Start of Data supplied
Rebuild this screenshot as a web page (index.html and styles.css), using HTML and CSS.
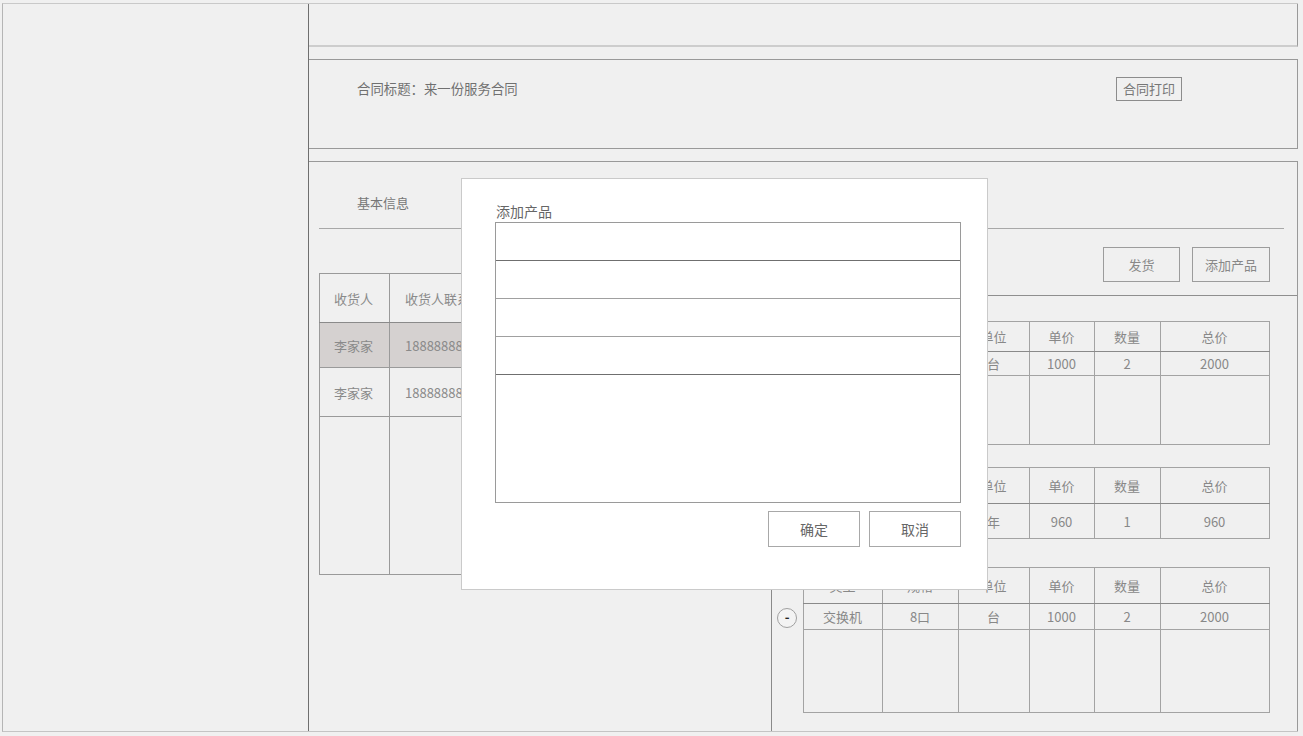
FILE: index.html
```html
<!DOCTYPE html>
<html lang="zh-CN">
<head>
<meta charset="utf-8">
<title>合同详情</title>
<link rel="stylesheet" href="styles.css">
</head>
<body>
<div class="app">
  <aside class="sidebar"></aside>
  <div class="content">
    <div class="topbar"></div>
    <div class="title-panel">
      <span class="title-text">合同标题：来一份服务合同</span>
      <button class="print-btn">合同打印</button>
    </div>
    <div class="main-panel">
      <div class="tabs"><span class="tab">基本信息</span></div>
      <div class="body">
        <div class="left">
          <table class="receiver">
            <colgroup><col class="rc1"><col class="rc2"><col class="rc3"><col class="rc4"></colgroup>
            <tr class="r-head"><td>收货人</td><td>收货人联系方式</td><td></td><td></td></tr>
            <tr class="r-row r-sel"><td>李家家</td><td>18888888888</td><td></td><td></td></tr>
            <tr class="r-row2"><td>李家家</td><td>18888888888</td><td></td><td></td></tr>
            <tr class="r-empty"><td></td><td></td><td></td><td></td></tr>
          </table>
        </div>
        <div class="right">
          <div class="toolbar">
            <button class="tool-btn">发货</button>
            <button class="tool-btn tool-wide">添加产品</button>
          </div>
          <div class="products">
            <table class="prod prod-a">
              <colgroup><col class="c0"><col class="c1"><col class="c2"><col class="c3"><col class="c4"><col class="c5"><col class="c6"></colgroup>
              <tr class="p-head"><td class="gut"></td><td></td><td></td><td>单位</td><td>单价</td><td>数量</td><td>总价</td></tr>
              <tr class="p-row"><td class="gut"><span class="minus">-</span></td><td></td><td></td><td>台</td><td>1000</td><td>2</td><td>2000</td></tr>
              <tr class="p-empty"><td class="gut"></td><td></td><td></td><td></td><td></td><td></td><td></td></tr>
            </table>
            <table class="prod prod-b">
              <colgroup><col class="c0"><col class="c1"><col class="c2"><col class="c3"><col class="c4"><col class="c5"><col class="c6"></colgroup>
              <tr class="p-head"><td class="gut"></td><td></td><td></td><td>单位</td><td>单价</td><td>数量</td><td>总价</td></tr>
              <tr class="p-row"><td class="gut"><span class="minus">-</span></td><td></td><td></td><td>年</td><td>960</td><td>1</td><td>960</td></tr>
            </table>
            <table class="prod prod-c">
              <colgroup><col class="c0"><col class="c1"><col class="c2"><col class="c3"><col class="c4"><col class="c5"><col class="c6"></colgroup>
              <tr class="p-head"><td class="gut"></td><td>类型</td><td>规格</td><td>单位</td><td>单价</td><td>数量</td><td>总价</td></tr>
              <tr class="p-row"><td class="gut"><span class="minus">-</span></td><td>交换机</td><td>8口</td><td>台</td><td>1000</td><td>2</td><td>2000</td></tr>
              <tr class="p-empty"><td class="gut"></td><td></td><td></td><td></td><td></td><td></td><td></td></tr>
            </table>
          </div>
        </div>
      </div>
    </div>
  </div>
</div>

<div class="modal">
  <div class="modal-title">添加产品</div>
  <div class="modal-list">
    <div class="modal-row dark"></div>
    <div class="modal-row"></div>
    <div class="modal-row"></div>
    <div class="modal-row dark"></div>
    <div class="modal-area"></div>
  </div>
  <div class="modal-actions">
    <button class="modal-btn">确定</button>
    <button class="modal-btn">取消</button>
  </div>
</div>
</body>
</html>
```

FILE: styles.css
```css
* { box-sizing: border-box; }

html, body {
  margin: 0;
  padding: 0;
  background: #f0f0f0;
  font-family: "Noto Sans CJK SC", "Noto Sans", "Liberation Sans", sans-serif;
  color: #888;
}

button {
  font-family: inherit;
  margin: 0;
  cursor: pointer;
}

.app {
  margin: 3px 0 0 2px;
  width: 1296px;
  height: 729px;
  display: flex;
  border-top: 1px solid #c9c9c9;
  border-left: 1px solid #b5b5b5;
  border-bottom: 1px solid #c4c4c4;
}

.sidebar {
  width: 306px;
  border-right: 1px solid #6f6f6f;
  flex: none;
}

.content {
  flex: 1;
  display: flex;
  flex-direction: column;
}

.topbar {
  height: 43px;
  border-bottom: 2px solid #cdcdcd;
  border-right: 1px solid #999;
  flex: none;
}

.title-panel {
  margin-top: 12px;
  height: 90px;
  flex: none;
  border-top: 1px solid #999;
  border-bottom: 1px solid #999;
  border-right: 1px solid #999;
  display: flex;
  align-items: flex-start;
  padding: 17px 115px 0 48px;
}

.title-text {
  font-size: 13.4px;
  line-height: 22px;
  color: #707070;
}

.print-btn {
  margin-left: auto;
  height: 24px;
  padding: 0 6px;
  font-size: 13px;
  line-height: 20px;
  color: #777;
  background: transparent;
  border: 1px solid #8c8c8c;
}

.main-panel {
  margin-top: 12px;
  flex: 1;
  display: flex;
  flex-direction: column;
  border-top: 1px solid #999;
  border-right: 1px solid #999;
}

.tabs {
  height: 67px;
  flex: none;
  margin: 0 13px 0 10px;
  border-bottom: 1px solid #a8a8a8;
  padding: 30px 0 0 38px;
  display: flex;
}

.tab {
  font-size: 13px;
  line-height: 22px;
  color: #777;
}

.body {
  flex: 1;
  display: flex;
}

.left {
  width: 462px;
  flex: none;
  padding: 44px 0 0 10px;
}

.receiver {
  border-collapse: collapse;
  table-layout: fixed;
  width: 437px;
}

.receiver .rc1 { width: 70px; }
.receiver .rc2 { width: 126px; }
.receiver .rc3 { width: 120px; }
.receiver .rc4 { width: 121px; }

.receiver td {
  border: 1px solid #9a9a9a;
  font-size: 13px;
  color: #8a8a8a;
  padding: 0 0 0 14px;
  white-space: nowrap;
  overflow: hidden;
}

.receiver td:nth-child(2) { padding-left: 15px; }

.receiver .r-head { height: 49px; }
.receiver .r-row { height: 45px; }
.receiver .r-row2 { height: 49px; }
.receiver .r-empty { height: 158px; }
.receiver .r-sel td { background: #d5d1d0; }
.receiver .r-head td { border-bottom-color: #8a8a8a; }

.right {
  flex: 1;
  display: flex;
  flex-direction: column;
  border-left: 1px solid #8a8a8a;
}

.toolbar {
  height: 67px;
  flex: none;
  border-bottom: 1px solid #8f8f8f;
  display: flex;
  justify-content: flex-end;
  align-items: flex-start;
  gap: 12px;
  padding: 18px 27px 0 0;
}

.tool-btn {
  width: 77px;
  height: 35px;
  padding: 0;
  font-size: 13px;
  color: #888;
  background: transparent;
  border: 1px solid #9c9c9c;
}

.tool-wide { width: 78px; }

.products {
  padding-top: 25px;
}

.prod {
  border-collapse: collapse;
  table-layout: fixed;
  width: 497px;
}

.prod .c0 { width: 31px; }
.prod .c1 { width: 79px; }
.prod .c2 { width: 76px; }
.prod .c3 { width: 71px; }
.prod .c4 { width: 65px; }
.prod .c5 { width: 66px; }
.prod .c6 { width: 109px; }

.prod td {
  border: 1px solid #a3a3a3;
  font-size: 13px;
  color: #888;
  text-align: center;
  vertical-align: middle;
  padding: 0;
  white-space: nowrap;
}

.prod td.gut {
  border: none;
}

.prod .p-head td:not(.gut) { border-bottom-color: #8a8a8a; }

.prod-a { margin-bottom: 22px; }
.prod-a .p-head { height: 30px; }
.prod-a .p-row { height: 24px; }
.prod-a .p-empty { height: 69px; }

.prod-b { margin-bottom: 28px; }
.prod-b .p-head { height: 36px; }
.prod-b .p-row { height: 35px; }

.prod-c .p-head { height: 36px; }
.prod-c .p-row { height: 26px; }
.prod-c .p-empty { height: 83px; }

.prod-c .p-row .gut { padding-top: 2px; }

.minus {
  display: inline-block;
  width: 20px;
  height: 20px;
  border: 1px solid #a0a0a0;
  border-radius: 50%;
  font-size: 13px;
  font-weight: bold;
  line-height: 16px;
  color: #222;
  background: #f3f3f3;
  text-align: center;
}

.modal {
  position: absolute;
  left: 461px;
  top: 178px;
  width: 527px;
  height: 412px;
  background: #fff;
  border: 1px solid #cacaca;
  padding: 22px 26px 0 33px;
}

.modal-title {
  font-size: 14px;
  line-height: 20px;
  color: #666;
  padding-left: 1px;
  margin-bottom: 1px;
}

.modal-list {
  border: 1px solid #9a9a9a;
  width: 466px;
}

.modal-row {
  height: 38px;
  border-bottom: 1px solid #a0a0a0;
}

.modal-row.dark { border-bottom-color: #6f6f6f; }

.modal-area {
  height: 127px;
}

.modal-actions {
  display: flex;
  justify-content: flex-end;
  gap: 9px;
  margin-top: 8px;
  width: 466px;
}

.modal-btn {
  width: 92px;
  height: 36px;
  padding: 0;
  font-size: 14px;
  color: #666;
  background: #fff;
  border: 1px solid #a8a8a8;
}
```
End of Data supplied
Start of Data supplied
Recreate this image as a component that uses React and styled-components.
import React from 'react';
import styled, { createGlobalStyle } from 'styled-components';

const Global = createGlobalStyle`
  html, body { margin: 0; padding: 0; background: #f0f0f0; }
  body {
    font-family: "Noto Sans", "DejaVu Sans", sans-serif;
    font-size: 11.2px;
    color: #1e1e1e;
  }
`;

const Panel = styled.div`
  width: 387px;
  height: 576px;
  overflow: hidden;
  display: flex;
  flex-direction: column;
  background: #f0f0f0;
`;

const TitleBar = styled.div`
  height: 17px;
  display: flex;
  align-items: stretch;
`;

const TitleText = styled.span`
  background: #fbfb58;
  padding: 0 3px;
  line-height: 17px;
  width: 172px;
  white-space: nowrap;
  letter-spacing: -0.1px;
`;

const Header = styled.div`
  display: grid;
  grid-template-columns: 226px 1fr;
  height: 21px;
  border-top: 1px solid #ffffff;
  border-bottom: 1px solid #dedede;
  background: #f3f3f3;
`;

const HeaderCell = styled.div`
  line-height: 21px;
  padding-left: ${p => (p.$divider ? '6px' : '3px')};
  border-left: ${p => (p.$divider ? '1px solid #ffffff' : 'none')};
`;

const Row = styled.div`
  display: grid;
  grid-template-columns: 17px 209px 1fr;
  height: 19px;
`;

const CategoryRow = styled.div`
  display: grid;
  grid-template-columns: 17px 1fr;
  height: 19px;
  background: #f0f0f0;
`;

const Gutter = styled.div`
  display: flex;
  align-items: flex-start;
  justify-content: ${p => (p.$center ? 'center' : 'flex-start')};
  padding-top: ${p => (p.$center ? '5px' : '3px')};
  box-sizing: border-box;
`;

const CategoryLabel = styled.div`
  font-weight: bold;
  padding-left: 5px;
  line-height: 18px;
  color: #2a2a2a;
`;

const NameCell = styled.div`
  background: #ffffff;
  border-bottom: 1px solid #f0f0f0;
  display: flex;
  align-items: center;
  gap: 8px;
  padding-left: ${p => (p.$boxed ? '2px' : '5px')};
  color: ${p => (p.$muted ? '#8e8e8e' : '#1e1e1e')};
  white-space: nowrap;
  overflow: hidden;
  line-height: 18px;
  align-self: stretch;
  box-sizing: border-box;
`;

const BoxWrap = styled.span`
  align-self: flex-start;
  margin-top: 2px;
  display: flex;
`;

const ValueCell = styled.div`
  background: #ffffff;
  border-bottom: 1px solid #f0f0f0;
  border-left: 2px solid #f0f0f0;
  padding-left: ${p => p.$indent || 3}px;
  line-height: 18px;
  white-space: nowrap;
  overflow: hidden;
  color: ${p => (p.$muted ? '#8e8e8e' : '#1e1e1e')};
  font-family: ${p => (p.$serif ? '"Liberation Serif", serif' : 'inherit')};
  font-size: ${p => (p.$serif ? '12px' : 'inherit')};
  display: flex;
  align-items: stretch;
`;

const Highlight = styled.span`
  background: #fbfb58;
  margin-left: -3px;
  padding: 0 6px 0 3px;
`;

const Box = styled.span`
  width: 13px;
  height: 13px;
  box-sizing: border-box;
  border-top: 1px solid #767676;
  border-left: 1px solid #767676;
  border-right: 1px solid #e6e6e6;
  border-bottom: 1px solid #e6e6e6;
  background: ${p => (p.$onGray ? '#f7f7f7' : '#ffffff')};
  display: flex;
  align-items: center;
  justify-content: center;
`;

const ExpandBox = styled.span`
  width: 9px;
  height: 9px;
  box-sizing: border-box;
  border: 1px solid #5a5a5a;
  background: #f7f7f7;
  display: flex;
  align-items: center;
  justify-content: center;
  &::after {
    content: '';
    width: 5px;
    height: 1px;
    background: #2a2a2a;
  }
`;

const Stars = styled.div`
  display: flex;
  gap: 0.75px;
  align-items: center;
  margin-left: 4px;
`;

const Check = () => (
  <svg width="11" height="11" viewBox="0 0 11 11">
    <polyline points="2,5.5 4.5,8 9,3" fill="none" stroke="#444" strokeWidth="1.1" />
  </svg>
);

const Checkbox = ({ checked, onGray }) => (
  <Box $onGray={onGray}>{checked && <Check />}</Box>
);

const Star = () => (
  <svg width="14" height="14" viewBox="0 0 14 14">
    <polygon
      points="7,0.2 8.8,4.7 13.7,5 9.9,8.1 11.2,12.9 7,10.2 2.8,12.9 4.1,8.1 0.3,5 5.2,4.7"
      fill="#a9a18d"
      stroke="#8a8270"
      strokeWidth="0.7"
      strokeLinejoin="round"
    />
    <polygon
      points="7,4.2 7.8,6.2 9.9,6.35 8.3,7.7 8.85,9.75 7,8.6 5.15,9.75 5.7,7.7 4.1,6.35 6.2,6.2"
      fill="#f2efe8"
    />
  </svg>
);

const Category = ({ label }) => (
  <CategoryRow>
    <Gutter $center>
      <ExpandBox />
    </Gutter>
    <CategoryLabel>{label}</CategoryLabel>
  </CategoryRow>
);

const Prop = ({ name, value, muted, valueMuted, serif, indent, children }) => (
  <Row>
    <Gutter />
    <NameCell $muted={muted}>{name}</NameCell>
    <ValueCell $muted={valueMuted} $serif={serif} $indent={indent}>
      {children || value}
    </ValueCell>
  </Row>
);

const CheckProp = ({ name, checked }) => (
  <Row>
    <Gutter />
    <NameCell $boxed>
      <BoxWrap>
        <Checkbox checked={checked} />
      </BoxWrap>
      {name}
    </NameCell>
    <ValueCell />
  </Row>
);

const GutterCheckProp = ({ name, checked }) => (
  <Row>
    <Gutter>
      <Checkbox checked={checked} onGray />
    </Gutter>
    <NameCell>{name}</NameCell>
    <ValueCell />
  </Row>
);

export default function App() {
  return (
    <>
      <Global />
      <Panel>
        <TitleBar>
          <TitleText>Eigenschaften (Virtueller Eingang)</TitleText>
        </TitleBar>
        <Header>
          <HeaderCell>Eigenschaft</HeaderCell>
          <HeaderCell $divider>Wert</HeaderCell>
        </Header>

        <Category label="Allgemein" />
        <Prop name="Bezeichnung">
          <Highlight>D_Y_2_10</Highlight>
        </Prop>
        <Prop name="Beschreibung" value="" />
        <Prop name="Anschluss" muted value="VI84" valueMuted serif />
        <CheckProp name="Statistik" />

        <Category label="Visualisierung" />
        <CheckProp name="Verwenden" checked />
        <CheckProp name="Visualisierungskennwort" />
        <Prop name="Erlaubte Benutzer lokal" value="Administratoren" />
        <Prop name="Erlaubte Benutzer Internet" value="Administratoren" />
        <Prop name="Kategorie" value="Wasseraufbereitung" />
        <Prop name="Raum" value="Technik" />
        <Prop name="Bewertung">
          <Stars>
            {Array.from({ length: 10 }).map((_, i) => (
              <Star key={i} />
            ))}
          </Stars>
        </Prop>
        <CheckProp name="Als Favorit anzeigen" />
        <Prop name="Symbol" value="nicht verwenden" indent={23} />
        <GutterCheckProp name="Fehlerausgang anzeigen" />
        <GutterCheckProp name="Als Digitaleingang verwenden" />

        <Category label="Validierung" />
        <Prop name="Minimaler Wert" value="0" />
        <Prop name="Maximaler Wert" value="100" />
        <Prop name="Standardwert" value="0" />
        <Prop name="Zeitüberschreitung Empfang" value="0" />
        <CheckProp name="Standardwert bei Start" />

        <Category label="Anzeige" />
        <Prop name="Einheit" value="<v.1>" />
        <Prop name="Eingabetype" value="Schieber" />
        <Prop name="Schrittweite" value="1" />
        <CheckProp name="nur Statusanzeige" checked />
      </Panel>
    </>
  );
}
End of Data supplied
### What the task asks
In the records above, locate each line with the word "index". Copy all such lines.

### Answer below
Rebuild this screenshot as a web page (index.html and styles.css), using HTML and CSS.
FILE: index.html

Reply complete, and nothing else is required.